Tears on my pillow, pain in my heart, caused by you."

Other early rock and roll (some call it doo-wop) hits of the period included Oh What A Night by The Dells, Sincerely by The Moonglows, Earth Angel by The Penguins, later reworked by the group New Edition in 1986, Sixteen Candles by The Crests, Silhouettes by The Rays, later a number one hit for Dennis Brown, In The Still Of The Night by the Five Satins and Blueberry Hill by Fats Domino, a popular piece that had music fans singing along to the lyrics:

"I found my thrill on Blueberry Hill, on Blueberry Hill where I found you.

The moon stood still on Blueberry Hill, it lingered until my dream came through."

The Platters were another of the vocal groups that positively impacted the early rock and roll scene. Uniquely assembled as a vocal quintet of four males and one female, they belonged to an even more exclusive fraternity of rock and roll singers, who carved out for themselves, a niche that was unmatched in the history of rock and roll balladry. The first black rock and roll group to put a number one single on the American charts, (The Great Pretender in 1955), they debuted with four consecutive million sellers on their first four outings, a music industry record statistic still to be challenged. Their other hits included Only You, The Magic Touch, My Prayer, Smoke Gets In Your Eyes, and others.

Although the evolvement of rock and roll music seems to be a spontaneous occurrence, there is no doubt that it had ingredients of rhythm and blues (R&B), and hardcore blues from the deep south of the United States. Its survival owes a lot to the hard, dedicated work of the Pennsylvania-born Caucasian, Alan Freed, whose major importance was as a supporter and champion of rhythm and blues. As a disc jock, he played a decisive role in broadening the audience for R&B to include white teenagers in the early 1950s, while in the later rock and roll years, he supported many black artistes by playing their records on his radio shows, securing for them appearances in films, and including them on his self-promoted stage shows.

His albums, Alan Freed's Top 15, and Alan Freed's Memory Lane, showcase 29 of his best promotions, spiced up by introductory comments at the start of each recording. In a sense, he was doing for young rock and roll American artistes, what Vere Johns did for young aspiring Jamaican singers in the 1950s. The promotion of Freed's stage shows not only unearthed many talents, but kept rock and roll alive, when many were predicting that it would die. Freed was also credited with giving the genre its name. One reliable source said that he coined the phrase, back in 1951 in Cleveland, Ohio, while working as a disc jock on radio stations. "Are you ready to rock and roll", he would urge his listeners.

INFLUENCE ON JAMAICA

Freed's shows eventually took him all over the USA, where his promotions included artistes like Elvis Presley, Joe Turner, The Harptones, The Clovers, The Drifters and Fats Domino.
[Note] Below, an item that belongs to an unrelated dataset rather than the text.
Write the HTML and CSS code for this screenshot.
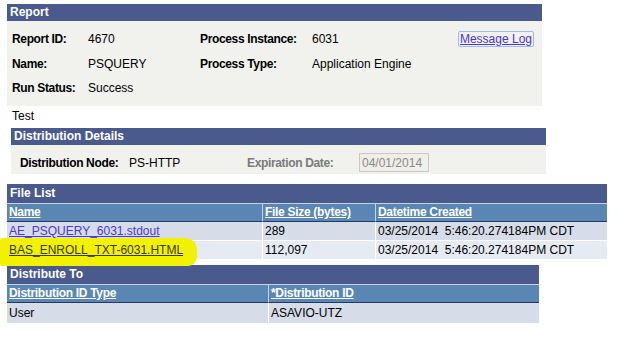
FILE: index.html
```html
<!DOCTYPE html>
<html lang="en">
<head>
    <meta charset="UTF-8">
    <title>Report Detail</title>
    <link rel="stylesheet" href="styles.css">
</head>
<body>
<div class="page">

    <div class="panel report">
        <div class="bar">Report</div>
        <div class="report-body">
            <span class="label">Report ID:</span>
            <span>4670</span>
            <span class="label">Process Instance:</span>
            <span>6031</span>
            <a class="msg-log" href="#">Message Log</a>

            <span class="label">Name:</span>
            <span>PSQUERY</span>
            <span class="label">Process Type:</span>
            <span>Application Engine</span>
            <span></span>

            <span class="label">Run Status:</span>
            <span>Success</span>
        </div>
    </div>

    <div class="note">Test</div>

    <div class="panel dist">
        <div class="bar">Distribution Details</div>
        <div class="dist-body">
            <span class="label node-label">Distribution Node:</span>
            <span class="node-value">PS-HTTP</span>
            <span class="label muted exp-label">Expiration Date:</span>
            <input class="exp-input" type="text" value="04/01/2014" disabled>
        </div>
    </div>

    <div class="grid files">
        <div class="bar tall">File List</div>
        <table>
            <tr>
                <th class="col-name"><a href="#">Name</a></th>
                <th class="col-size"><a href="#">File Size (bytes)</a></th>
                <th class="col-date"><a href="#">Datetime Created</a></th>
            </tr>
            <tr class="odd">
                <td><a href="#">AE_PSQUERY_6031.stdout</a></td>
                <td>289</td>
                <td>03/25/2014&nbsp; 5:46:20.274184PM CDT</td>
            </tr>
            <tr class="even">
                <td><a class="marked" href="#">BAS_ENROLL_TXT-6031.HTML</a></td>
                <td>112,097</td>
                <td>03/25/2014&nbsp; 5:46:20.274184PM CDT</td>
            </tr>
        </table>
    </div>

    <div class="grid dest">
        <div class="bar tall">Distribute To</div>
        <table>
            <tr>
                <th class="col-type"><a href="#">Distribution ID Type</a></th>
                <th><a href="#">*Distribution ID</a></th>
            </tr>
            <tr class="odd">
                <td>User</td>
                <td>ASAVIO-UTZ</td>
            </tr>
        </table>
    </div>

    <!-- marker highlight drawn over the screenshot -->
    <div class="highlight"></div>
</div>
</body>
</html>
```

FILE: styles.css
```css
body {
    margin: 0;
    font-family: "Liberation Sans", Arial, sans-serif;
    font-size: 12px;
    color: #000;
    background-color: #fff;
}

.page {
    position: relative;
    padding: 4px 0 0 7px;
}

.bar {
    background-color: #4a5a8c;
    color: #fff;
    font-weight: bold;
    height: 17px;
    line-height: 17px;
    padding-left: 3px;
}

.bar.tall {
    height: 19px;
    line-height: 19px;
}

.label {
    font-weight: bold;
    letter-spacing: -0.35px;
}

.muted {
    color: #7a7a7a;
}

.panel {
    background-color: #f1f2ee;
}

/* Report */
.report {
    width: 535px;
}

.report-body {
    display: grid;
    grid-template-columns: 76px 112px 112px 1fr auto;
    row-gap: 10px;
    line-height: 14px;
    padding: 11px 8px 11px 5px;
}

.msg-log {
    justify-self: end;
    color: #4b36d6;
    border: 1px solid #9cbcf2;
    border-radius: 2px;
    padding: 0 1px;
    margin-top: -1px;
}

.note {
    padding: 3px 0 5px 5px;
    line-height: 14px;
}

/* Distribution details */
.dist {
    width: 535px;
    margin-left: 4px;
}

.dist-body {
    display: flex;
    align-items: center;
    padding: 8px 0 2px 9px;
}

.node-label {
    width: 109px;
}

.node-value {
    width: 118px;
}

.exp-label {
    width: 112px;
}

.exp-input {
    width: 70px;
    height: 19px;
    box-sizing: border-box;
    border: 1px solid #c9c9c2;
    background-color: #efeee9;
    color: #8a8a8a;
    font-family: "Liberation Sans", Arial, sans-serif;
    font-size: 12px;
    padding: 0 0 0 2px;
    margin: 0;
}

/* Grids */
.grid {
    margin-top: 10px;
}

.grid table {
    border-collapse: separate;
    border-spacing: 0;
    width: 100%;
}

.grid th {
    background-color: #5a86b4;
    text-align: left;
    font-weight: bold;
    letter-spacing: -0.3px;
    line-height: 17px;
    padding: 0 2px;
    border-top: 1px solid #c4d3e8;
    border-right: 1px solid #c4d3e8;
    border-bottom: 1px solid #24386a;
}

.grid th:last-child {
    border-right: none;
}

.grid th a {
    color: #fff;
}

.grid td {
    line-height: 18px;
    padding: 0 2px;
    border-right: 1px solid #fff;
    border-bottom: 1px solid #fff;
    white-space: nowrap;
}

.grid td:last-child {
    border-right: none;
}

.grid td a {
    color: #4b36d6;
}

.odd td {
    background-color: #d6dce8;
}

.even td {
    background-color: #e6ebf3;
}

.files {
    width: 600px;
}

.col-name {
    width: 251px;
}

.col-size {
    width: 108px;
}

.dest {
    width: 532px;
    margin-top: 5px;
}

.dest td {
    line-height: 20px;
}

.col-type {
    width: 257px;
}

.grid td a.marked {
    position: relative;
    z-index: 2;
    color: #3a3812;
}

.highlight {
    position: absolute;
    left: 0;
    top: 238px;
    width: 197px;
    height: 28px;
    background-color: #f2f200;
    border-radius: 3px 12px 9px 2px;
    z-index: 1;
}
```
Most of Jamaica's early R&B recordings were fashioned off early American rock and roll or rhythm and blues songs. As the years wore on, artistes like Louis Jordan, Roscoe Gordon and Professor Longhair began to have a deeper influence on early Jamaican music.

From a slow-tempo beginning, rock and roll assumed a faster tempo overall towards the end of the decade. Other influences were at work: The urban American vocal and instrumental uptempo music called rhythm and blues, created by Louis Jordan, Roscoe Gordon, Joe Turner and others, was the main catalyst in the development of this type of rock and roll.

Characterised by heavy beat and simple melodies, it entered American music around the mid-1950s and immediately gained popularity. Of the many black and white artistes who joined the rock and roll explosion of the late 1950s, perhaps two of the better known were the Negro Chuck Berry, and the Caucasian Elvis Presley, both accompanied by their guitar.